Listing>
+ + +

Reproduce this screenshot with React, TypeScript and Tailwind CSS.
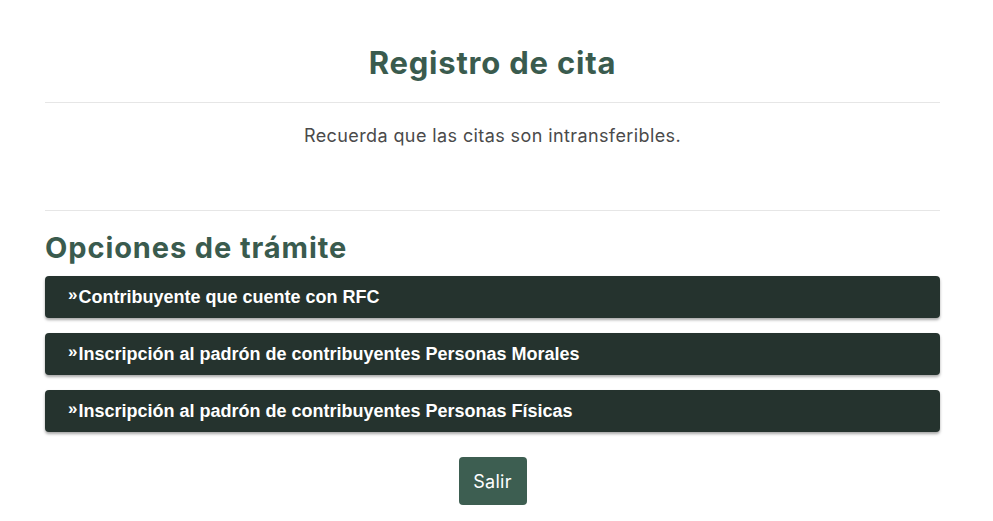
import React from "react";

const items = [
  "Contribuyente que cuente con RFC",
  "Inscripción al padrón de contribuyentes Personas Morales",
  "Inscripción al padrón de contribuyentes Personas Físicas",
];

export default function App() {
  return (
    <div className="min-h-[521px] bg-white">
      <div className="ml-[45px] w-[895px] pt-[41px]">
        <h1 className="text-center text-[31px] leading-[44px] font-bold tracking-[0.8px] text-[#3a5b4e] [font-family:Inter,sans-serif]">
          Registro de cita
        </h1>
        <div className="mt-[17px] h-px bg-[#e6e6e6]" />
        <p className="mt-[20px] text-center text-[18px] leading-[26px] tracking-[0.4px] text-[#4a4a4a] [font-family:Inter,sans-serif]">
          Recuerda que las citas son intransferibles.
        </p>
        <div className="mt-[61px] h-px bg-[#e6e6e6]" />
        <h2 className="mt-[18px] text-[29px] leading-[38px] font-bold tracking-[0.9px] text-[#3a5b4e] [font-family:Inter,sans-serif]">
          Opciones de trámite
        </h2>
        <div className="mt-[9px] flex flex-col gap-[15px]">
          {items.map((t) => (
            <div
              key={t}
              className="flex h-[42px] items-center rounded-[4px] bg-[#25332e] pl-[23px] text-[18px] font-bold text-white shadow-[0_2px_3px_rgba(0,0,0,0.35)] [font-family:'Liberation_Sans',Arial,sans-serif]"
            >
              <span className="mr-[1px] text-[17px] leading-none relative top-[-3px]">»</span>
              {t}
            </div>
          ))}
        </div>
        <div className="mt-[25px] flex justify-center">
          <button className="h-[48px] w-[68px] rounded-[4px] bg-[#3d5e51] text-[18px] tracking-[0.3px] text-white [font-family:Inter,sans-serif]">
            Salir
          </button>
        </div>
      </div>
    </div>
  );
}
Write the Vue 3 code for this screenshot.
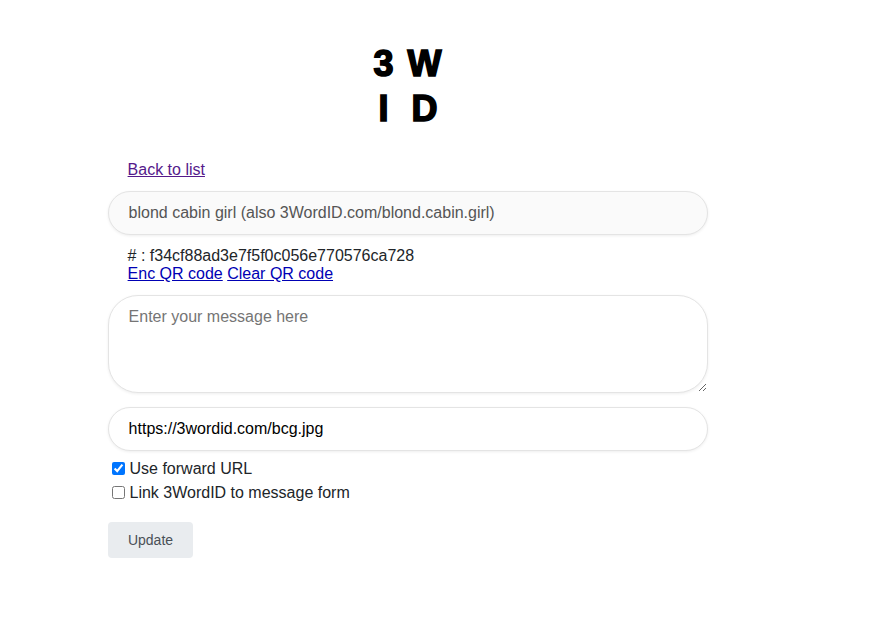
<template>
  <div class="page">
    <div class="logo">
      <div class="logo-row"><span>3</span><span>W</span></div>
      <div class="logo-row"><span>I</span><span>D</span></div>
    </div>

    <div class="block"><a href="#" class="visited">Back to list</a></div>

    <form class="edit-form" @submit.prevent>
      <input class="field readonly" type="text" readonly :value="title" />

      <div class="block info">
        <div># : {{ hash }}</div>
        <div><a href="#">Enc QR code</a> <a href="#">Clear QR code</a></div>
      </div>

      <textarea v-model="message" class="field message" placeholder="Enter your message here"></textarea>
      <input v-model="forwardUrl" class="field url" type="text" />

      <label class="check first"><input v-model="useForward" type="checkbox" />Use forward URL</label>
      <label class="check"><input v-model="linkForm" type="checkbox" />Link 3WordID to message form</label>

      <button type="submit" class="btn">Update</button>
    </form>
  </div>
</template>

<script setup>
import { ref } from 'vue'

const title = 'blond cabin girl (also 3WordID.com/blond.cabin.girl)'
const hash = 'f34cf88ad3e7f5f0c056e770576ca728'

// form state
const message = ref('')
const forwardUrl = ref('https://3wordid.com/bcg.jpg')
const useForward = ref(true)
const linkForm = ref(false)
</script>

<style scoped>
.page {
  width: 600px;
  margin-left: 108px;
  padding-top: 46px;
  font-family: "Liberation Sans", Arial, sans-serif;
  font-size: 16px;
  line-height: 18px;
  color: #212529;
}

/* Logo */
.logo {
  display: flex;
  flex-direction: column;
  align-items: center;
  gap: 9px;
  height: 87px;
  margin-bottom: 28px;
  padding-right: 8px;
  color: #000;
  font-family: "Liberation Sans", Arial, sans-serif;
  font-size: 36px;
  font-weight: 700;
  line-height: 36px;
  -webkit-text-stroke: 1.6px #000;
}
.logo-row {
  display: grid;
  grid-template-columns: 41px 41px;
  justify-items: center;
}

.block {
  padding-left: 19.6px;
}

a {
  color: #0000b4;
}
a.visited {
  color: #551a8b;
}

.edit-form {
  display: flex;
  flex-direction: column;
  align-items: flex-start;
  margin-top: 12px;
}

/* Fields */
.field {
  box-sizing: border-box;
  display: block;
  width: 600px;
  border: 1px solid #e4e4e4;
  border-radius: 22px;
  outline: none;
  padding: 0 19.6px;
  font-family: inherit;
  font-size: 16px;
  color: #000;
  background: #fff;
  box-shadow: 0 1px 3px rgba(0, 0, 0, 0.07);
}
.readonly {
  height: 44px;
  background: #fafafa;
  color: #555;
}
.info {
  margin-top: 12px;
  margin-bottom: 12px;
  color: #212529;
}
.message {
  height: 98px;
  padding-top: 12px;
  border-radius: 30px;
  line-height: 18px;
  resize: vertical;
}
.message::placeholder {
  color: #757575;
}
.url {
  height: 44px;
  margin-top: 14px;
}

/* Checkboxes */
.check {
  display: flex;
  align-items: center;
  height: 24px;
  padding-left: 4px;
}
.check.first {
  margin-top: 6px;
}
.check input {
  width: 13px;
  height: 13px;
  margin: -1px 4.5px 0 0;
}

/* Tombol */
.btn {
  margin-top: 17px;
  width: 85px;
  height: 36px;
  border: none;
  border-radius: 4px;
  background: #e9ecef;
  color: #495057;
  font-family: inherit;
  font-size: 14px;
  cursor: pointer;
}
</style>
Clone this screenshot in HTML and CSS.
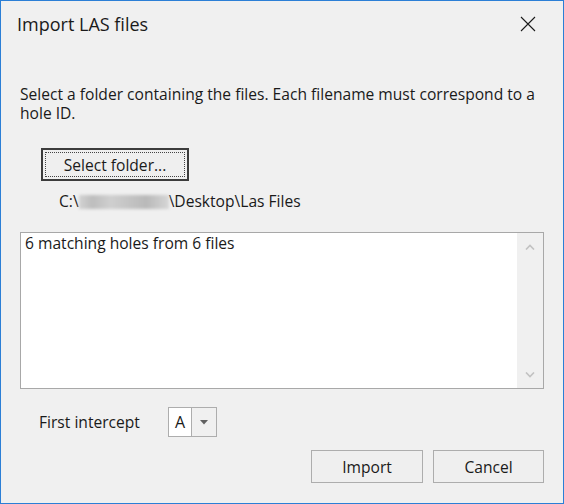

+ + +

What is asked> Set the listing down in full and exactly. Pictures within it should not appear in the copy.

Final result>
Reproduce this screenshot with React, TypeScript and Tailwind CSS.
import React from "react";

const items = [
  "Contribuyente que cuente con RFC",
  "Inscripción al padrón de contribuyentes Personas Morales",
  "Inscripción al padrón de contribuyentes Personas Físicas",
];

export default function App() {
  return (
    <div className="min-h-[521px] bg-white">
      <div className="ml-[45px] w-[895px] pt-[41px]">
        <h1 className="text-center text-[31px] leading-[44px] font-bold tracking-[0.8px] text-[#3a5b4e] [font-family:Inter,sans-serif]">
          Registro de cita
        </h1>
        <div className="mt-[17px] h-px bg-[#e6e6e6]" />
        <p className="mt-[20px] text-center text-[18px] leading-[26px] tracking-[0.4px] text-[#4a4a4a] [font-family:Inter,sans-serif]">
          Recuerda que las citas son intransferibles.
        </p>
        <div className="mt-[61px] h-px bg-[#e6e6e6]" />
        <h2 className="mt-[18px] text-[29px] leading-[38px] font-bold tracking-[0.9px] text-[#3a5b4e] [font-family:Inter,sans-serif]">
          Opciones de trámite
        </h2>
        <div className="mt-[9px] flex flex-col gap-[15px]">
          {items.map((t) => (
            <div
              key={t}
              className="flex h-[42px] items-center rounded-[4px] bg-[#25332e] pl-[23px] text-[18px] font-bold text-white shadow-[0_2px_3px_rgba(0,0,0,0.35)] [font-family:'Liberation_Sans',Arial,sans-serif]"
            >
              <span className="mr-[1px] text-[17px] leading-none relative top-[-3px]">»</span>
              {t}
            </div>
          ))}
        </div>
        <div className="mt-[25px] flex justify-center">
          <button className="h-[48px] w-[68px] rounded-[4px] bg-[#3d5e51] text-[18px] tracking-[0.3px] text-white [font-family:Inter,sans-serif]">
            Salir
          </button>
        </div>
      </div>
    </div>
  );
}
Write the Vue 3 code for this screenshot.
<template>
  <div class="page">
    <div class="logo">
      <div class="logo-row"><span>3</span><span>W</span></div>
      <div class="logo-row"><span>I</span><span>D</span></div>
    </div>

    <div class="block"><a href="#" class="visited">Back to list</a></div>

    <form class="edit-form" @submit.prevent>
      <input class="field readonly" type="text" readonly :value="title" />

      <div class="block info">
        <div># : {{ hash }}</div>
        <div><a href="#">Enc QR code</a> <a href="#">Clear QR code</a></div>
      </div>

      <textarea v-model="message" class="field message" placeholder="Enter your message here"></textarea>
      <input v-model="forwardUrl" class="field url" type="text" />

      <label class="check first"><input v-model="useForward" type="checkbox" />Use forward URL</label>
      <label class="check"><input v-model="linkForm" type="checkbox" />Link 3WordID to message form</label>

      <button type="submit" class="btn">Update</button>
    </form>
  </div>
</template>

<script setup>
import { ref } from 'vue'

const title = 'blond cabin girl (also 3WordID.com/blond.cabin.girl)'
const hash = 'f34cf88ad3e7f5f0c056e770576ca728'

// form state
const message = ref('')
const forwardUrl = ref('https://3wordid.com/bcg.jpg')
const useForward = ref(true)
const linkForm = ref(false)
</script>

<style scoped>
.page {
  width: 600px;
  margin-left: 108px;
  padding-top: 46px;
  font-family: "Liberation Sans", Arial, sans-serif;
  font-size: 16px;
  line-height: 18px;
  color: #212529;
}

/* Logo */
.logo {
  display: flex;
  flex-direction: column;
  align-items: center;
  gap: 9px;
  height: 87px;
  margin-bottom: 28px;
  padding-right: 8px;
  color: #000;
  font-family: "Liberation Sans", Arial, sans-serif;
  font-size: 36px;
  font-weight: 700;
  line-height: 36px;
  -webkit-text-stroke: 1.6px #000;
}
.logo-row {
  display: grid;
  grid-template-columns: 41px 41px;
  justify-items: center;
}

.block {
  padding-left: 19.6px;
}

a {
  color: #0000b4;
}
a.visited {
  color: #551a8b;
}

.edit-form {
  display: flex;
  flex-direction: column;
  align-items: flex-start;
  margin-top: 12px;
}

/* Fields */
.field {
  box-sizing: border-box;
  display: block;
  width: 600px;
  border: 1px solid #e4e4e4;
  border-radius: 22px;
  outline: none;
  padding: 0 19.6px;
  font-family: inherit;
  font-size: 16px;
  color: #000;
  background: #fff;
  box-shadow: 0 1px 3px rgba(0, 0, 0, 0.07);
}
.readonly {
  height: 44px;
  background: #fafafa;
  color: #555;
}
.info {
  margin-top: 12px;
  margin-bottom: 12px;
  color: #212529;
}
.message {
  height: 98px;
  padding-top: 12px;
  border-radius: 30px;
  line-height: 18px;
  resize: vertical;
}
.message::placeholder {
  color: #757575;
}
.url {
  height: 44px;
  margin-top: 14px;
}

/* Checkboxes */
.check {
  display: flex;
  align-items: center;
  height: 24px;
  padding-left: 4px;
}
.check.first {
  margin-top: 6px;
}
.check input {
  width: 13px;
  height: 13px;
  margin: -1px 4.5px 0 0;
}

/* Tombol */
.btn {
  margin-top: 17px;
  width: 85px;
  height: 36px;
  border: none;
  border-radius: 4px;
  background: #e9ecef;
  color: #495057;
  font-family: inherit;
  font-size: 14px;
  cursor: pointer;
}
</style>
Clone this screenshot in HTML and CSS.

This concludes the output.